Também me recordo de alguns trabalhos de limpeza que fazia. Um deles era a lavagem da escadaria da Casa de Saúde. Como era, e ainda é, um edifício com quatro ou cinco andares, facilmente se adivinha a dureza desse trabalho, que era feito de joelhos no chão, esfregando com um pano todos os degraus e patamares da escada.

O que mais gostava de fazer na Casa de Saúde era o serviço nos ascensores. Achava que era um trabalho muito fácil e divertido. Era só perguntar às pessoas para que piso se dirigiam, carregar no respectivo botão e abrir e fechar as portas do elevador, porque naquele tempo não existiam portas automáticas. Mas o melhor de tudo é que recebia algumas gorjetas e como o ordenado era muito pequeno, isso dava imenso jeito. No entanto apenas fazia este trabalho quando era preciso, por qualquer motivo, substituir o colega a quem este trabalho estava atribuído.

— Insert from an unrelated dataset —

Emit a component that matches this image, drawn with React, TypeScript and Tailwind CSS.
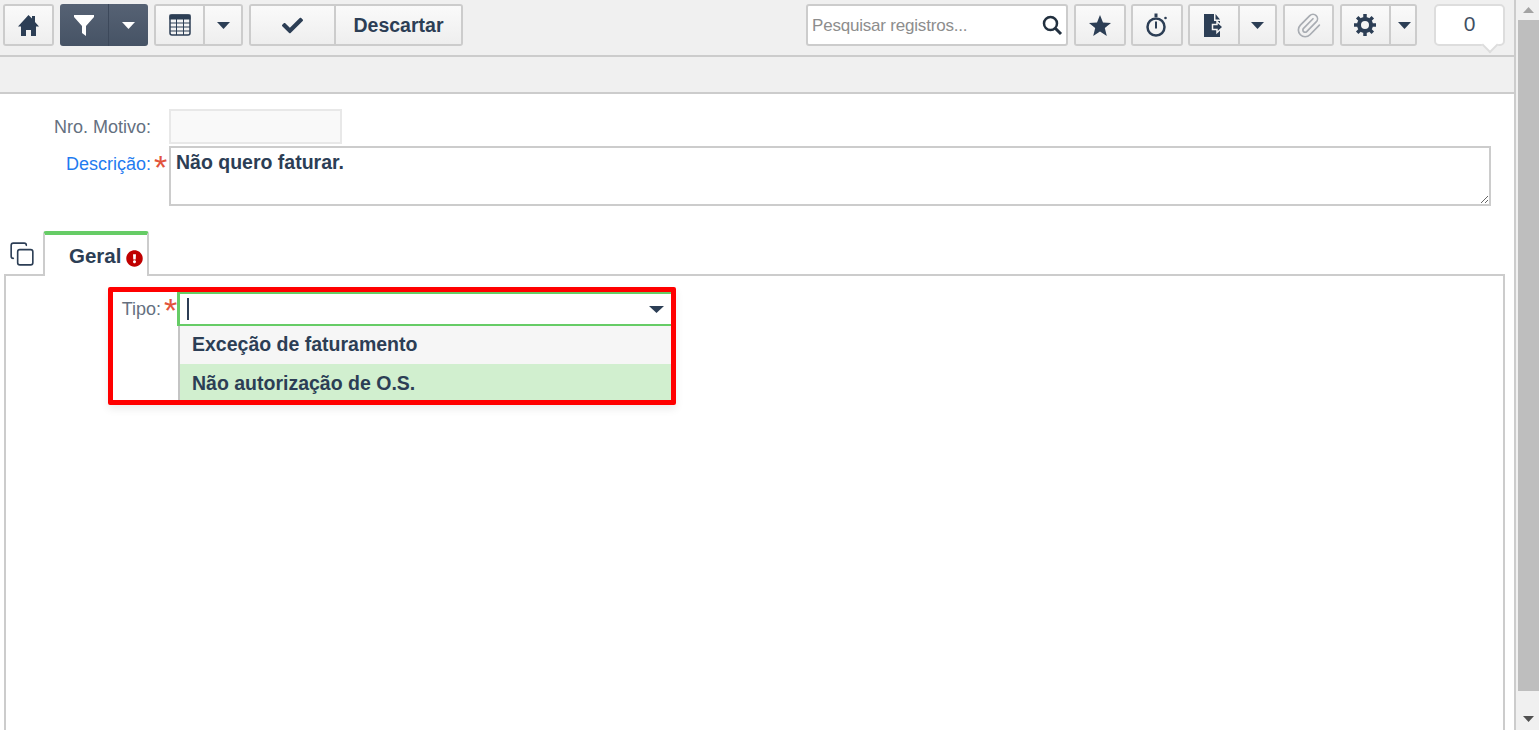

Lembro-me também, com saudade, das freiras que prestavam serviço na Casa de Saúde, a quem chamava de irmãzinhas, que me tratavam muito bem e me apelidavam carinhosamente de “Menino Jesus”. Estavam sempre a dar-me bons conselhos; diziam-me para rezar todos os dias, para ir à missa aos domingos, para não dizer palavrões… de facto preocupavam-se comigo. Por vezes levavam-me à cozinha e arranjavam-me qualquer coisa para comer. Eram muito bondosas e gostavam muito de mim.

Mas como ganhava pouco e tinha saudades de casa, só lá estive seis meses, tendo-me despedido a fim de procurar um trabalho onde pudesse ganhar mais e estar mais perto de casa.